Look what happens. That footnote, this long one, actually split across two different columns. That's because that Split and Footnote checkbox is turned on. I also see that this rule over here is thicker than the one over here. That's kind of weird. Well if we want to change those things, let's just head back to the Document Footnote options dialog box and I will click on the Layout tab, and I can see that the Rule Above- First Footnote in Column was set, but I forgot to change the Continued Footnotes. Here they go. Let's say, I don't want any rule there. So, I will just turn the Rule On checkbox off, and I will say don't allow split footnotes. Now I will just move this dialog box out of the way and I can see that the footnote is not splitting, the rule here is showing up because of the first footnote in the column. Let's go ahead and allow Split Footnotes again, here we go and we can see now, it's splitting across but there is no rule.

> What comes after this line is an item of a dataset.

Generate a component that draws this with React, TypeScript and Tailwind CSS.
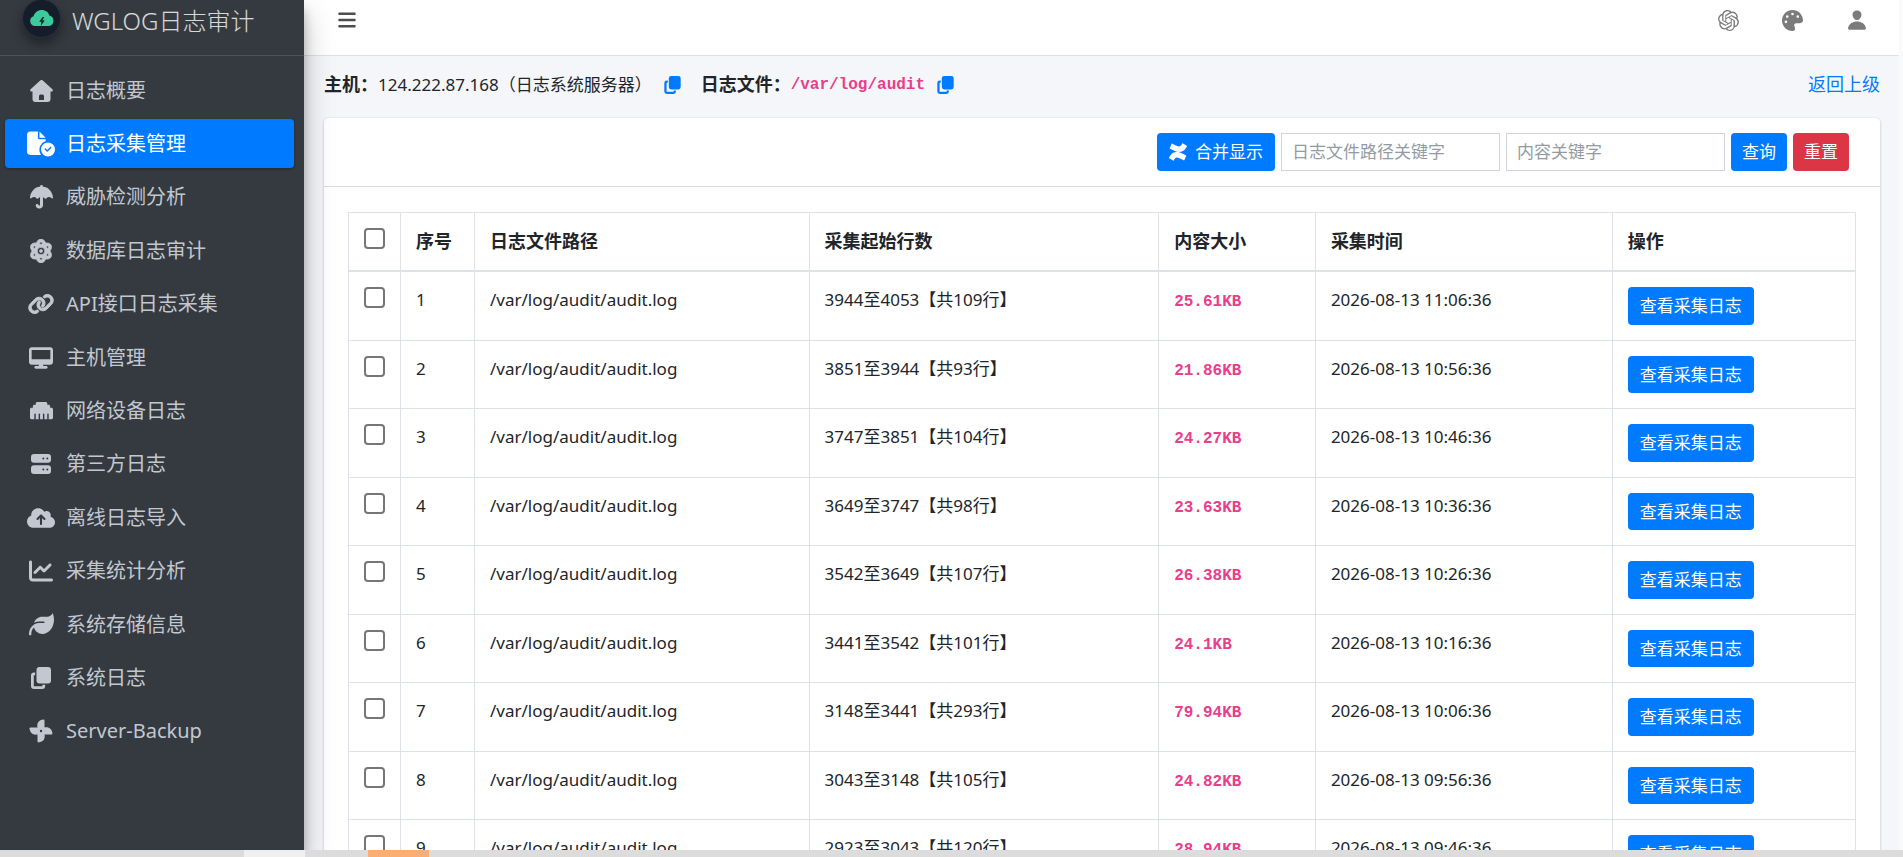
import React from 'react';
import {
  FaBars, FaAtom, FaLink, FaDesktop, FaEthernet,
  FaCloudArrowUp, FaChartLine, FaLeaf, FaPalette, FaConfluence,
} from 'react-icons/fa6';
import { IoPerson } from 'react-icons/io5';
import { SiOpenai } from 'react-icons/si';
import { clsx } from 'clsx';

interface LogRow {
  id: number;
  range: string;
  size: string;
  time: string;
}

interface IconProps {
  className?: string;
}

const HomeIcon = ({ className }: IconProps) => (
  <svg viewBox="0 0 23 22" fill="currentColor" fillRule="evenodd" className={className}>
    <path d="M10.200.5a2 2 0 0 1 2.600 0l9.600 8.700c.9.900.4 2.300-.9 2.300h-1V19a3 3 0 0 1-3 3h-12a3 3 0 0 1-3-3v-7.500h-1C.2 11.500-.3 10.100.6 9.200zM10.500 14.500a1.500 1.500 0 0 0-1.500 1.500v4h5v-4a1.500 1.500 0 0 0-1.500-1.500z" />
  </svg>
);

const FileCheckIcon = ({ className }: IconProps) => (
  <svg viewBox="0 0 576 512" fill="currentColor" className={className}>
    <path d="M0 64C0 29 29 0 64 0h160v128c0 18 14 32 32 32h128v38c-74 23-128 92-128 174 0 40 12 76 33 108H64c-35 0-64-29-64-64V64zm384 64H256V0l128 128z" />
    <path d="M432 224a144 144 0 1 0 0 288 144 144 0 0 0 0-288zm67 115-72 72c-6 6-16 6-22 0l-40-40c-6-6-6-16 0-22s16-6 22 0l29 28 61-60c6-6 16-6 22 0s6 16 0 22z" />
  </svg>
);

const UmbrellaIcon = ({ className }: IconProps) => (
  <svg viewBox="0 0 23 24" fill="currentColor" className={className}>
    <path d="M11.500 0c.8 0 1.300.5 1.300 1.300v.3C18.200 2.200 22.300 6.500 23 12.300c.1 1-.9 1.500-1.600.8-1.700-1.600-3.500-1.400-5.100.3-.5.500-1.100.5-1.500 0-2-2.200-4.600-2.200-6.600 0-.4.5-1 .5-1.500 0-1.600-1.700-3.400-1.900-5.100-.3C.900 13.800-.1 13.300 0 12.300.7 6.500 4.800 2.200 10.200 1.600v-.3C10.200.5 10.700 0 11.500 0z" />
    <path d="M11.500 12v7.700a2.200 2.200 0 0 1-4.300.8" fill="none" stroke="currentColor" strokeWidth="3" strokeLinecap="round" />
  </svg>
);

const CopyIcon = ({ className }: IconProps) => (
  <svg viewBox="0 0 20 22" fill="currentColor" className={className}>
    <path d="M8.500 0H17a3 3 0 0 1 3 3v10.500a3 3 0 0 1-3 3H8.500a3 3 0 0 1-3-3V3a3 3 0 0 1 3-3z" />
    <path d="M3 5.500h1.200v2.700h-1a.4.4 0 0 0-.4.4v10.200c0 .3.200.5.500.5h7.600c.3 0 .5-.2.500-.5v-1h2.800V19a3 3 0 0 1-3 3H3a3 3 0 0 1-3-3V8.500a3 3 0 0 1 3-3z" />
  </svg>
);

const ServerIcon = ({ className }: IconProps) => (
  <svg viewBox="0 0 20 20" fill="currentColor" fillRule="evenodd" className={className}>
    <path d="M3 0h14a3 3 0 0 1 3 3v2.800a3 3 0 0 1-3 3H3a3 3 0 0 1-3-3V3a3 3 0 0 1 3-3zm9.300 3.400a1 1 0 1 0 0 2 1 1 0 0 0 0-2zm4 0a1 1 0 1 0 0 2 1 1 0 0 0 0-2z" />
    <path d="M3 11.200h14a3 3 0 0 1 3 3V17a3 3 0 0 1-3 3H3a3 3 0 0 1-3-3v-2.800a3 3 0 0 1 3-3zm9.300 3.400a1 1 0 1 0 0 2 1 1 0 0 0 0-2zm4 0a1 1 0 1 0 0 2 1 1 0 0 0 0-2z" />
  </svg>
);

const PinwheelIcon = ({ className }: IconProps) => (
  <svg viewBox="0 0 24 24" fill="currentColor" className={className}>
    {[0, 90, 180, 270].map(angle => (
      <path
        key={angle}
        transform={`rotate(${angle} 12 12)`}
        d="M14.700.6c.5 0 .8.300.8.8V9l-3.500 3-3.300-2.300C7.200 4.500 9.500.9 14.700.6z"
      />
    ))}
    <circle cx="12" cy="12" r="4" />
    <circle cx="12" cy="12" r="1.200" fill="#343a40" />
  </svg>
);

const LogoIcon = ({ className }: IconProps) => (
  <svg viewBox="0 0 24 16" className={className}>
    <path fill="#3cc99b" d="M5 16a5 5 0 0 1-1.500-9.700C4.500 2.500 7.800 0 11.800 0c3.800 0 6.800 2.200 7.600 5.600A5.300 5.300 0 0 1 18.800 16z" />
    <path fill="#151c2a" d="M12.700 7 9.200 11.700h2.300l-.8 4.200 4.100-5.300h-2.400L14.200 7z" />
  </svg>
);

const menu = [
  { label: '日志概要', icon: HomeIcon, size: 'h-[22px] w-[23px]' },
  { label: '日志采集管理', icon: FileCheckIcon, size: 'h-[26px] w-[28px]', active: true },
  { label: '威胁检测分析', icon: UmbrellaIcon, size: 'h-[24px] w-[23px]' },
  { label: '数据库日志审计', icon: FaAtom, size: 'size-[24px] stroke-[16]' },
  { label: 'API接口日志采集', icon: FaLink, size: 'h-[22px] w-[26px] overflow-visible stroke-[24]' },
  { label: '主机管理', icon: FaDesktop, size: 'h-[22px] w-[24px]' },
  { label: '网络设备日志', icon: FaEthernet, size: 'size-[23px]' },
  { label: '第三方日志', icon: ServerIcon, size: 'size-[20px]' },
  { label: '离线日志导入', icon: FaCloudArrowUp, size: 'h-[24px] w-[28px]' },
  { label: '采集统计分析', icon: FaChartLine, size: 'size-[24px]' },
  { label: '系统存储信息', icon: FaLeaf, size: 'size-[25px]' },
  { label: '系统日志', icon: CopyIcon, size: 'h-[22px] w-[20px]' },
  { label: 'Server-Backup', icon: PinwheelIcon, size: 'size-[24px]' },
];

const rows: LogRow[] = [
  { id: 1, range: '3944至4053【共109行】', size: '25.61KB', time: '2026-08-13 11:06:36' },
  { id: 2, range: '3851至3944【共93行】', size: '21.86KB', time: '2026-08-13 10:56:36' },
  { id: 3, range: '3747至3851【共104行】', size: '24.27KB', time: '2026-08-13 10:46:36' },
  { id: 4, range: '3649至3747【共98行】', size: '23.63KB', time: '2026-08-13 10:36:36' },
  { id: 5, range: '3542至3649【共107行】', size: '26.38KB', time: '2026-08-13 10:26:36' },
  { id: 6, range: '3441至3542【共101行】', size: '24.1KB', time: '2026-08-13 10:16:36' },
  { id: 7, range: '3148至3441【共293行】', size: '79.94KB', time: '2026-08-13 10:06:36' },
  { id: 8, range: '3043至3148【共105行】', size: '24.82KB', time: '2026-08-13 09:56:36' },
  { id: 9, range: '2923至3043【共120行】', size: '28.94KB', time: '2026-08-13 09:46:36' },
];

const columns = [
  { title: '序号', width: 'w-[74px]' },
  { title: '日志文件路径', width: 'w-[22.2%]' },
  { title: '采集起始行数', width: 'w-[23.2%]' },
  { title: '内容大小', width: 'w-[10.4%]' },
  { title: '采集时间', width: 'w-[19.7%]' },
  { title: '操作', width: 'w-auto' },
];

const cell = 'border border-[#dee2e6] px-[15px] py-[15px] text-left align-top';
const code = "font-['Liberation_Mono',monospace] text-base font-bold text-[#e83e8c]";
const checkbox = 'block size-[21px] appearance-none rounded-[4px] border-2 border-[#767676] bg-white checked:bg-[#007bff]';
const button = 'rounded py-[6px] text-[17px] leading-[1.5] text-white';
const field = 'w-[219px] border border-[#ced4da] px-[10px] text-[17px] text-[#495057] placeholder:text-[#939ba2]';

const Sidebar = () => (
  <aside className="relative z-10 w-[304px] shrink-0 bg-[#343a40] text-[#c2c7d0] shadow-[0_14px_28px_rgba(0,0,0,0.25),0_10px_10px_rgba(0,0,0,0.22)]">
    <a href="#" className="flex h-14 items-center gap-[11px] border-b border-[#4b545c] pb-[19px] pl-[22px]">
      <span className="flex size-[39px] shrink-0 items-center justify-center rounded-full border border-[#2b313b] bg-[#151c2a] shadow-[0_6px_12px_rgba(0,0,0,0.4)]">
        <LogoIcon className="h-4 w-6" />
      </span>
      <span className="pt-[6px] text-2xl font-light whitespace-nowrap text-white/80">WGLOG日志审计</span>
    </a>
    <nav className="pt-[10px] pr-[10px] pl-[5px]">
      <ul className="flex h-[690px] flex-col justify-between">
        {menu.map(({ label, icon: Icon, size, active }) => (
          <li key={label}>
            <a
              href="#"
              className={clsx(
                'flex h-[49px] items-center gap-[9px] rounded pl-[20px] text-[20px]',
                active && 'bg-[#007bff] text-white shadow-[0_1px_3px_rgba(0,0,0,0.3)]'
              )}
            >
              <span className="flex w-8 shrink-0 justify-center">
                <Icon className={size} />
              </span>
              {label}
            </a>
          </li>
        ))}
      </ul>
    </nav>
  </aside>
);

const TopBar = () => (
  <header className="flex h-14 items-center justify-between border-b border-[#dee2e6] bg-white pr-[31px] pb-[15px] pl-[33px] text-[#7b7b7b]">
    <button type="button" aria-label="菜单" className="text-[#4d4d4d]">
      <FaBars className="size-5" />
    </button>
    <div className="flex items-center gap-[43px]">
      <button type="button" aria-label="AI"><SiOpenai className="size-[21px]" /></button>
      <button type="button" aria-label="主题"><FaPalette className="size-[21px]" /></button>
      <button type="button" aria-label="用户"><IoPerson className="size-[22px]" /></button>
    </div>
  </header>
);

const LogTable = () => (
  <table className="w-full table-fixed border-collapse text-[17px] leading-[1.5]">
    <thead>
      <tr>
        <th className={clsx(cell, 'w-[52px] border-b-2')}>
          <input type="checkbox" aria-label="全选" className={checkbox} />
        </th>
        {columns.map(col => (
          <th key={col.title} className={clsx(cell, col.width, 'border-b-2 text-[18px]')}>{col.title}</th>
        ))}
      </tr>
    </thead>
    <tbody>
      {rows.map(row => (
        <tr key={row.id}>
          <td className={cell}>
            <input type="checkbox" aria-label={String(row.id)} className={checkbox} />
          </td>
          <td className={cell}>{row.id}</td>
          <td className={cell}>/var/log/audit/audit.log</td>
          <td className={cell}>{row.range}</td>
          <td className={cell}><code className={code}>{row.size}</code></td>
          <td className={cell}>{row.time}</td>
          <td className={cell}>
            <button type="button" className={clsx(button, 'block bg-[#007bff] px-[12px]')}>查看采集日志</button>
          </td>
        </tr>
      ))}
    </tbody>
  </table>
);

export default function App() {
  return (
    <div className="flex h-screen flex-col overflow-hidden bg-[#f4f6f9] font-['Noto_Sans','Noto_Sans_CJK_SC',sans-serif] text-[#212529]">
      <div className="flex min-h-0 flex-1">
        <Sidebar />
        <div className="min-w-0 flex-1 overflow-hidden border-r-4 border-[#fafafa]">
          <TopBar />
          <main className="pr-[19px] pl-5">
            <div className="flex h-[62px] items-center justify-between pb-[5px] text-[17px]">
              <div className="flex items-center">
                <b className="text-[18px]">主机：</b>
                <span>124.222.87.168（日志系统服务器）</span>
                <button type="button" aria-label="复制主机" className="ml-3 text-[#007bff]"><CopyIcon className="h-[18px] w-[17px]" /></button>
                <b className="ml-5 text-[18px]">日志文件：</b>
                <code className={code}>/var/log/audit</code>
                <button type="button" aria-label="复制路径" className="ml-3 text-[#007bff]"><CopyIcon className="h-[18px] w-[17px]" /></button>
              </div>
              <a href="#" className="text-[18px] text-[#007bff]">返回上级</a>
            </div>
            <section className="rounded bg-white shadow-[0_0_1px_rgba(0,0,0,0.125),0_1px_3px_rgba(0,0,0,0.2)]">
              <div className="flex h-[69px] justify-end gap-[6px] border-b border-black/15 py-[15px] pr-[31px]">
                <button type="button" className={clsx(button, 'flex items-center gap-2 bg-[#007bff] px-[12px]')}>
                  <FaConfluence className="size-[18px]" />合并显示
                </button>
                <input type="text" aria-label="日志文件路径关键字" placeholder="日志文件路径关键字" className={field} />
                <input type="text" aria-label="内容关键字" placeholder="内容关键字" className={field} />
                <button type="button" className={clsx(button, 'bg-[#007bff] px-[11px]')}>查询</button>
                <button type="button" className={clsx(button, 'bg-[#dc3545] px-[11px]')}>重置</button>
              </div>
              <div className="px-6 py-[25px]">
                <LogTable />
              </div>
            </section>
          </main>
        </div>
      </div>
      <footer className="relative z-20 flex h-[7px] shrink-0 bg-[#dcdcdd]">
        <span className="ml-[244px] w-[61px] bg-[#f0f0f0]" />
        <span className="ml-[63px] w-[61px] bg-[#f9ae76]" />
      </footer>
    </div>
  );
}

So it's up to you.
I mentioned earlier that InDesign has no endnote feature. Well there is a lot of other limitations on footnotes as well. For example, let's zoom back here a little bit and I can see that on this page, there is something that's causing text wrap. Let's move this down to the bottom of the page, down here, then I will zoom in again to 200%, and we can see that it's causing text wrap up here but not down here. Why? Because for some weird reason, footnotes are completely immune to text wrap. It's just one of those limitations in InDesign. Let me show you one other limitation of footnotes. I will move this object out of the way and I want to see if I can make this footnote at the bottom straddle across both columns in the story. And the answer is unfortunately no, you cannot do that, there is no straddle footnotes. It can only fit within a single column.
But even with all of these various limitations, InDesign footnotes offer plenty to keep most document creators happy.